London, April 24, 2026, 14:55 BST
- Reckitt edged 0.3% higher in late London trade Friday, rebounding slightly after taking a hit on results earlier this week.
- Reckitt’s core first-quarter like-for-like revenue eked out a 1.3% increase, missing the 2.9% lift analysts in a company survey had expected.
- The company is sticking with its 2026 core sales target. Still, it expects first-half operating margin to land roughly 200 basis points under last year’s figure.
Reckitt Benckiser Group plc ticked up in London trading Friday, though that minor gain barely eased investor worries. The Dettol, Durex and Mucinex maker fell short on first-quarter sales and flagged pressure on first-half margins.
The share last changed hands at 4,790p on the sell side and 4,791p to buy, a gain of 16p, or 0.34%, based on delayed AJ Bell data. That compares with a prior close of 4,775p. This uptick followed a slide on Wednesday, triggered by results.
The key point: Reckitt wants shareholders to buy the line that last quarter’s stumble was just a blip—seasonal, with solutions in sight—not evidence of ongoing trouble. After unloading Essential Home, the company’s still retooling to focus on health, hygiene and wellness brands. But higher costs tied to oil, sanctions on Russia, and Middle East turmoil have all piled on.
Core Reckitt turned in a 1.3% increase in like-for-like net revenue for the quarter ending March. LFL figures back out currency fluctuations and large portfolio moves. Group net revenue dropped 11.8% on an IFRS basis to 3.25 billion pounds, with last year’s tally still counting Essential Home as a factor.
Numbers didn’t line up across the board. Emerging Markets posted a 7.6% gain, lifted by strong double-digit growth out of China and India. Europe dropped 4.2%, while North America edged down 0.9%. Those seasonal OTC brands—including Mucinex, Nurofen and Strepsils—sank 10.8% like-for-like.
Kris Licht, the chief executive, pointed to “very low seasonal incidence,” soft demand in European categories, and geopolitical disruption as reasons for sluggish Core Reckitt sales growth. Still, he’s sticking with the 2026 LFL net revenue target, betting on a rebound from a cold-and-flu reset and product launches like Mucinex 12hr Cold and Fever. Reckitt
Investors weren’t buying it. “The results showed broad-based muted growth,” said Harsharan Mann, consumer sector hub lead at Aviva Investors, in a comment to Reuters. JPMorgan’s Celine Pannuti flagged concerns about Reckitt’s ability to hit full-year targets, noting that its second-quarter outlook for emerging markets barely budged from the first. Reuters
Russia continues to cause headaches for Reckitt. The company told Reuters its Russian business is working on new product development and registering IP, aiming to fill gaps left after stricter EU sanctions blocked the supply of certain hygiene products and the use of global brands in Russia. Bernstein’s Callum Elliot flagged that the Russia setback could leave investors questioning whether full-year sales targets are still realistic.

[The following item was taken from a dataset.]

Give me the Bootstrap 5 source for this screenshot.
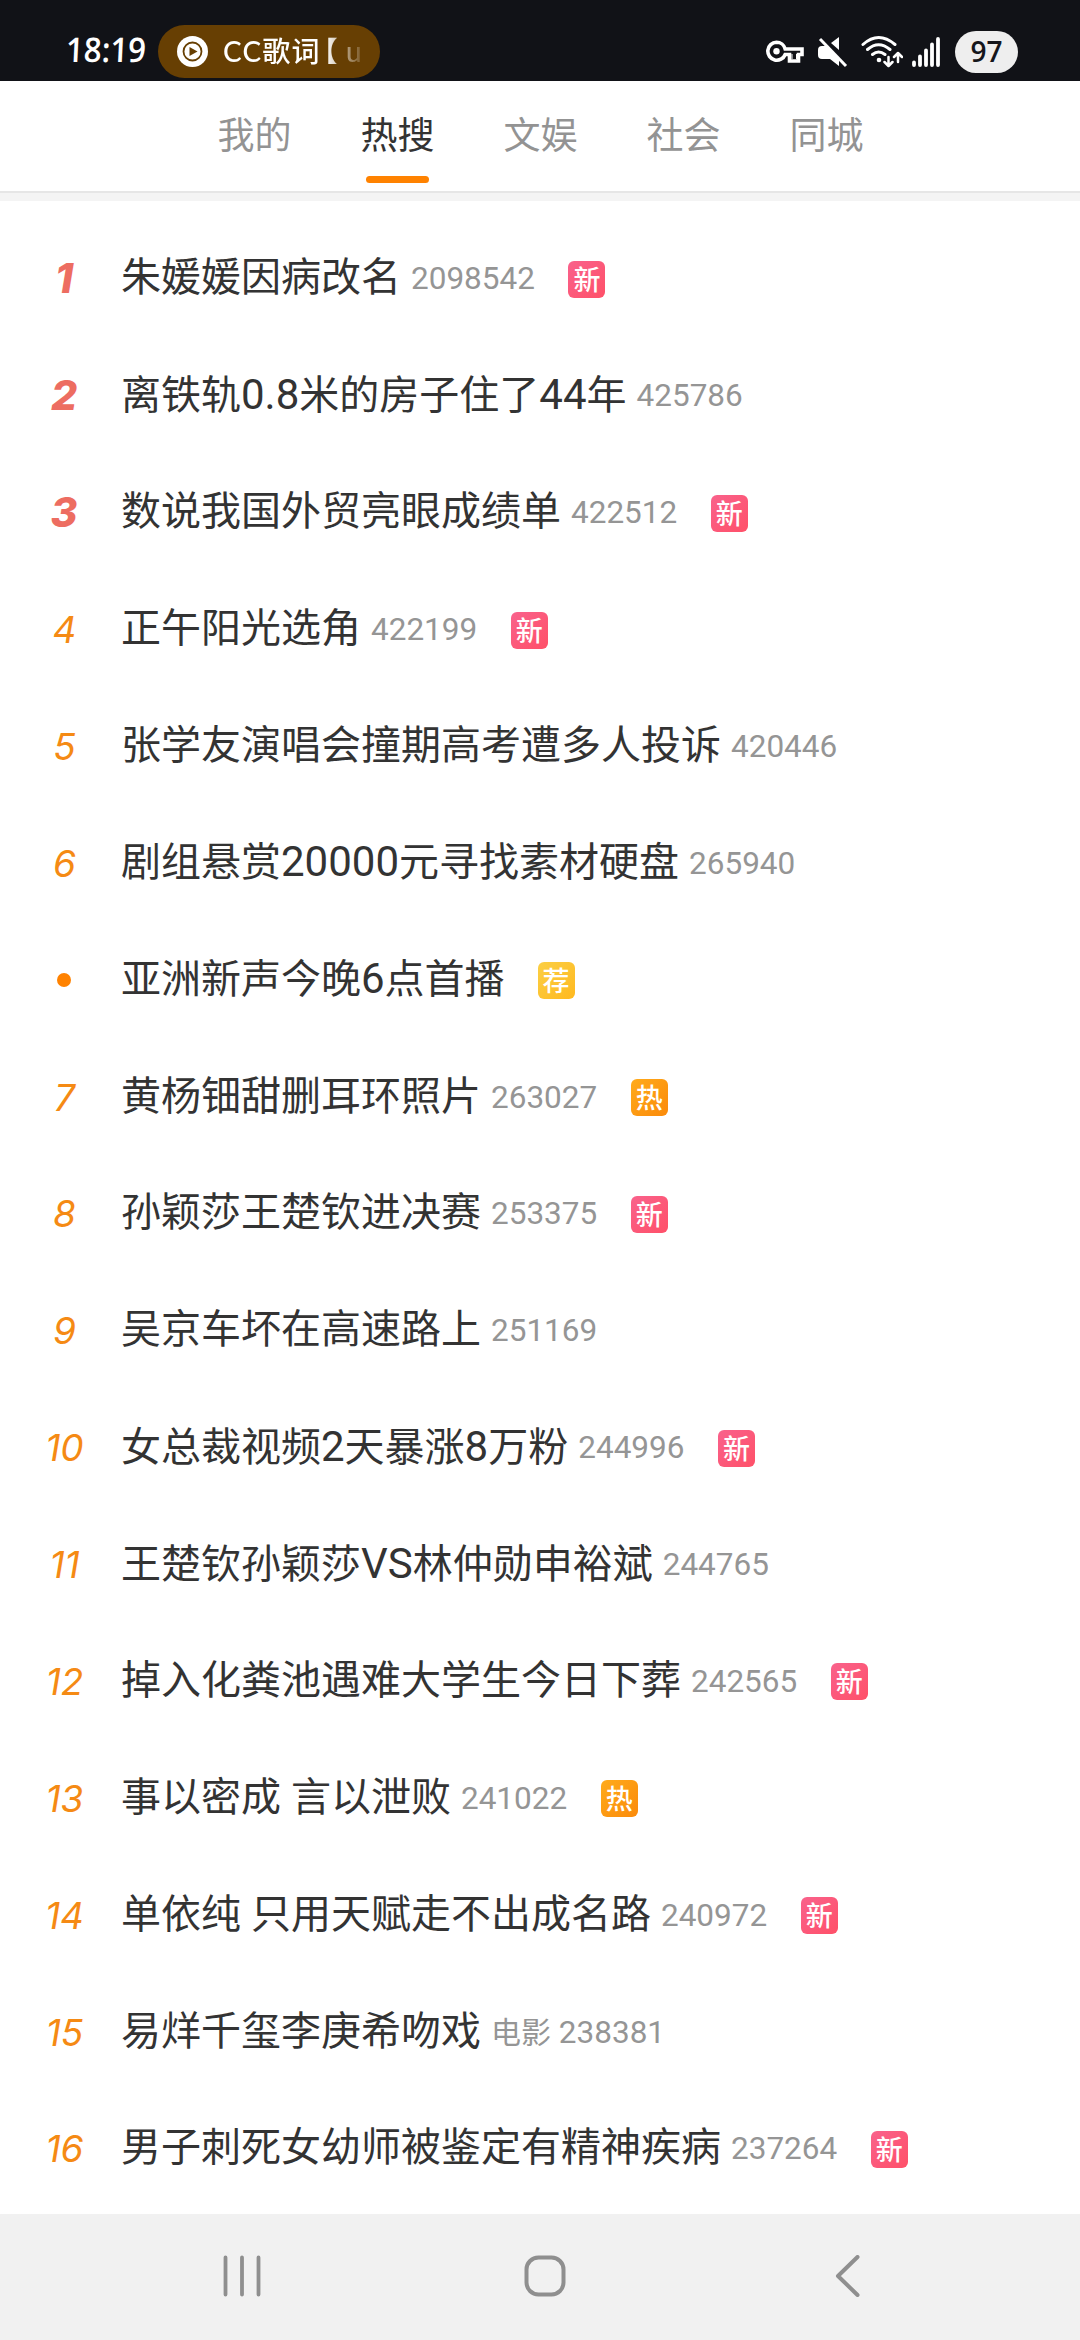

The second half is where the real risk looms. Reckitt’s forecast banks on no additional Middle East disruptions after the first half, and it models $110-a-barrel oil through the rest of 2026 as adding roughly 130 million to 150 million pounds to gross input costs. Reckitt said it can handle that via supply-chain savings, hedging, and pricing actions, but flagged that higher commodity prices might squeeze household budgets.
Reckitt isn’t facing this squeeze alone. Procter & Gamble just warned on Friday that it expects to take about a $1 billion profit hit in fiscal 2027, blaming rising oil prices. Over at Nestlé, higher costs have also been flagged, according to Reuters, and Beiersdorf is weighing price increases if commodity costs remain elevated. “Oil is ubiquitous and high oil prices seep into everything,” said Brian Jacobsen, chief economist at Annex Wealth Management. Reuters
There were a few bright spots for Reckitt. The Germ Protection unit—which includes Dettol and Lysol—posted 9.5% like-for-like growth in the quarter. North American non-seasonal brands landed in the mid-single digits. Reckitt’s 1 billion pound share buyback remains in motion, with 669 million pounds already repurchased by April 17.
Next up: Europe. Investors want to see improvement as flu season wanes. China and India are still propping up the main business, with Russia and the Middle East weighing it down. Reckitt’s guidance hasn’t budged, but the share price signals that the market remains unconvinced.